Laura had been beaten unconscious by her mother's lover. She lingered for a week, as her mother and the sisters kept watch over her. Father Crestanello, her confessor, came and heard Laura's confession and gave her absolution. He had questions, but Laura simply told him that she forgave her attacker and bore him no ill will.

On January 21, Laura and her younger sister were alone. Laura earnestly made a request of her sister who wrote down from memory the words Laura said to her. "Be good to Mama, don't give her trouble; respect her always. Don't ever leave her, even if later on you will have a family of your own. Don't look down upon the poor, but be kind to them. Love Our Lord and the Blessed Virgin. Pray every day to your guardian angel to keep you from sin. Don't forget, Julia, we will be together in Heaven."

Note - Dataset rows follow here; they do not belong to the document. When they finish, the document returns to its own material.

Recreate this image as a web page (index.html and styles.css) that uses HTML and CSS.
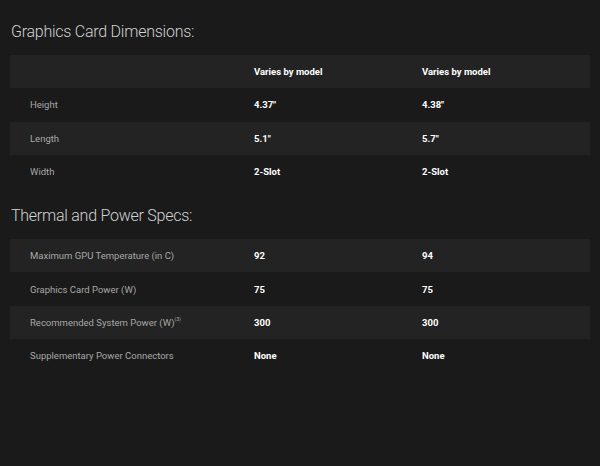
FILE: index.html
```html
<!DOCTYPE html>
<html>
<head>
<meta charset="utf-8">
<link rel="stylesheet" href="styles.css">
</head>
<body>
<div class="page">
  <h2 class="title">Graphics Card Dimensions:</h2>
  <table class="specs">
    <colgroup><col class="c1"><col class="c2"><col class="c3"></colgroup>
    <tr class="alt"><td></td><td class="val">Varies by model</td><td class="val">Varies by model</td></tr>
    <tr><td class="lbl">Height</td><td class="val">4.37"</td><td class="val">4.38"</td></tr>
    <tr class="alt"><td class="lbl">Length</td><td class="val">5.1"</td><td class="val">5.7"</td></tr>
    <tr><td class="lbl">Width</td><td class="val">2-Slot</td><td class="val">2-Slot</td></tr>
  </table>
  <h2 class="title second">Thermal and Power Specs:</h2>
  <table class="specs">
    <colgroup><col class="c1"><col class="c2"><col class="c3"></colgroup>
    <tr class="alt"><td class="lbl">Maximum GPU Temperature (in C)</td><td class="val">92</td><td class="val">94</td></tr>
    <tr><td class="lbl">Graphics Card Power (W)</td><td class="val">75</td><td class="val">75</td></tr>
    <tr class="alt"><td class="lbl">Recommended System Power (W)<sup>(3)</sup></td><td class="val">300</td><td class="val">300</td></tr>
    <tr><td class="lbl">Supplementary Power Connectors</td><td class="val">None</td><td class="val">None</td></tr>
  </table>
</div>
</body>
</html>
```

FILE: styles.css
```css
html, body {
  margin: 0;
  padding: 0;
  background: #1a1a1a;
  height: 100%;
}
.page {
  padding: 20px 10px 0 10px;
  font-family: "Roboto", "Liberation Sans", sans-serif;
}
.title {
  margin: 0 0 11px 1px;
  font-size: 16px;
  font-weight: 300;
  color: #d2d2d2;
  line-height: 24px;
  letter-spacing: -0.25px;
}
.second {
  margin-top: 16px;
}
.specs {
  width: 580px;
  border-collapse: collapse;
  table-layout: fixed;
}
.c1 { width: 224px; }
.c2 { width: 168px; }
.c3 { width: 188px; }
.specs td {
  height: 33.3px;
  padding: 0 0 0 20px;
  font-size: 9.5px;
  vertical-align: middle;
}
.specs tr.alt td {
  background: #232323;
}
.lbl {
  color: #a8a8a8;
}
.val {
  color: #ffffff;
  font-weight: 700;
}
sup {
  font-size: 5px;
  vertical-align: 5px;
  line-height: 0;
}
```
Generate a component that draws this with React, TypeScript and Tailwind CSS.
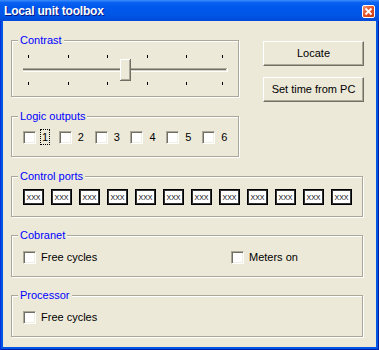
import React from "react";

const FONT = { fontFamily: '"Liberation Sans", Arial, sans-serif' };

function Check() {
  return (
    <span className="block w-[13px] h-[13px] shrink-0 bg-white border border-t-[#ACA899] border-l-[#ACA899] border-b-white border-r-white shadow-[inset_1px_1px_0_#716F64,inset_-1px_-1px_0_#F1EFE2]" />
  );
}

function Group({
  label,
  className,
  children,
}: {
  label: string;
  className: string;
  children?: React.ReactNode;
}) {
  return (
    <div
      className={
        "relative border border-[#ACA899] shadow-[inset_1px_1px_0_#fff,1px_1px_0_#fff] " +
        className
      }
    >
      <span className="absolute left-[6px] top-[-8px] px-[2px] bg-[#ECE9D8] text-[#0000ff] text-[11px] leading-[14px]">
        {label}
      </span>
      {children}
    </div>
  );
}

function Button({ children, className }: { children: React.ReactNode; className?: string }) {
  return (
    <div
      className={
        "w-[101px] h-[25px] flex items-center justify-center bg-[#ECE9D8] border border-t-white border-l-white border-b-[#716F64] border-r-[#716F64] shadow-[inset_-1px_-1px_0_#ACA899] text-[11px] text-black " +
        (className ?? "")
      }
    >
      {children}
    </div>
  );
}

function Slider() {
  const ticks = [16, 56, 95, 135, 174, 210];
  return (
    <svg width="226" height="55" className="absolute left-0 top-0">
      {ticks.map((x) => (
        <rect key={"t" + x} x={x} y={14} width={1} height={3} fill="#000" />
      ))}
      {ticks.map((x) => (
        <rect key={"b" + x} x={x} y={41} width={1} height={3} fill="#000" />
      ))}
      <rect x={11} y={27} width={204} height={1} fill="#ACA899" />
      <rect x={11} y={28} width={203} height={1} fill="#716F64" />
      <rect x={11} y={29} width={203} height={1} fill="#D8D5C6" />
      <rect x={11} y={30} width={205} height={1} fill="#fff" />
      <rect x={215} y={27} width={1} height={4} fill="#fff" />
      <rect x={108} y={18} width={11} height={22} fill="#ECE9D8" />
      <rect x={108} y={18} width={10} height={1} fill="#fff" />
      <rect x={108} y={18} width={1} height={21} fill="#fff" />
      <rect x={117} y={19} width={1} height={20} fill="#ACA899" />
      <rect x={109} y={38} width={9} height={1} fill="#ACA899" />
      <rect x={118} y={18} width={1} height={22} fill="#716F64" />
      <rect x={108} y={39} width={11} height={1} fill="#716F64" />
    </svg>
  );
}

export default function App() {
  const logic = ["1", "2", "3", "4", "5", "6"];
  const ports = Array.from({ length: 12 }, (_, i) => i);
  return (
    <div
      style={FONT}
      className="w-[379px] h-[350px] flex flex-col bg-[#0055E5] shadow-[inset_1px_0_0_#0831D9,inset_-1px_0_0_#001EA0,inset_0_-1px_0_#001EA0]"
    >
      <div className="h-[21px] shrink-0 flex items-center justify-between pl-[4px] pr-[4px] bg-[linear-gradient(to_bottom,#3D8BFF_0%,#0A63F0_12%,#0058EE_30%,#0055E5_75%,#0049D8_100%)]">
        <span className="text-white font-bold text-[12px] tracking-[-0.2px] leading-none [text-shadow:1px_1px_0_#0A1883]">
          Local unit toolbox
        </span>
        <div className="w-[13px] h-[13px] rounded-[2px] border border-white bg-[linear-gradient(135deg,#F09A7A_0%,#E2552C_45%,#C83A12_100%)] flex items-center justify-center mt-[1px]">
          <svg width="9" height="9" viewBox="0 0 9 9">
            <path d="M1.5 1.5 L7.5 7.5 M7.5 1.5 L1.5 7.5" stroke="#fff" strokeWidth="1.8" />
          </svg>
        </div>
      </div>
      <div className="flex-1 mx-[3px] mb-[3px] bg-[#ECE9D8] pl-[8px] pt-[19px]">
        <div className="flex">
          <div className="flex flex-col w-[228px]">
            <Group label="Contrast" className="h-[57px]">
              <Slider />
            </Group>
            <Group label="Logic outputs" className="h-[41px] mt-[19px]">
              <div className="flex pl-[11px] pt-[12px]">
                {logic.map((n, i) => (
                  <div key={n} className="w-[36px] flex items-center">
                    <Check />
                    <span
                      className={
                        "ml-[4px] px-[1px] text-[11px] leading-[14px] text-black border " +
                        (i === 0 ? "border-dotted border-black" : "border-transparent")
                      }
                    >
                      {n}
                    </span>
                  </div>
                ))}
              </div>
            </Group>
          </div>
          <div className="flex flex-col ml-[24px] mt-[1px] gap-[11px]">
            <Button>Locate</Button>
            <Button>Set time from PC</Button>
          </div>
        </div>
        <Group label="Control ports" className="w-[352px] h-[41px] mt-[19px]">
          <div className="flex gap-[7px] pl-[11px] pt-[12px]">
            {ports.map((p) => (
              <div
                key={p}
                className="w-[21px] h-[16px] flex items-center justify-center bg-white border border-black shadow-[inset_1px_1px_0_#333,inset_-1px_-1px_0_#333] text-[7px] leading-none text-black"
              >
                XXX
              </div>
            ))}
          </div>
        </Group>
        <Group label="Cobranet" className="w-[352px] h-[42px] mt-[18px]">
          <div className="flex pl-[11px] pt-[15px]">
            <div className="w-[208px] flex items-center">
              <Check />
              <span className="ml-[5px] text-[11px] leading-[13px] text-black">Free cycles</span>
            </div>
            <div className="flex items-center">
              <Check />
              <span className="ml-[5px] text-[11px] leading-[13px] text-black">Meters on</span>
            </div>
          </div>
        </Group>
        <Group label="Processor" className="w-[352px] h-[42px] mt-[18px]">
          <div className="flex pl-[11px] pt-[15px]">
            <div className="flex items-center">
              <Check />
              <span className="ml-[5px] text-[11px] leading-[13px] text-black">Free cycles</span>
            </div>
          </div>
        </Group>
      </div>
    </div>
  );
}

The next morning, a Salesian missionary brought Laura communion and gave her the last rites.

When Laura and her mother were alone, Laura revealed her secret. Laura passed quietly from this world, happy with her mother's promise to repent. After Laura's death at about six o'clock on the evening of January 22, 1904, Mercedes went to the chapel to make her confession. Through the witness of her courageous daughter, she returned to the practice of the Faith.

When Pope John Paul II beatified Laura on September 3, 1988, he called her the "Eucharistic flower of Junin de Los Andes, whose life was a poem of purity, sacrifice, and filial love."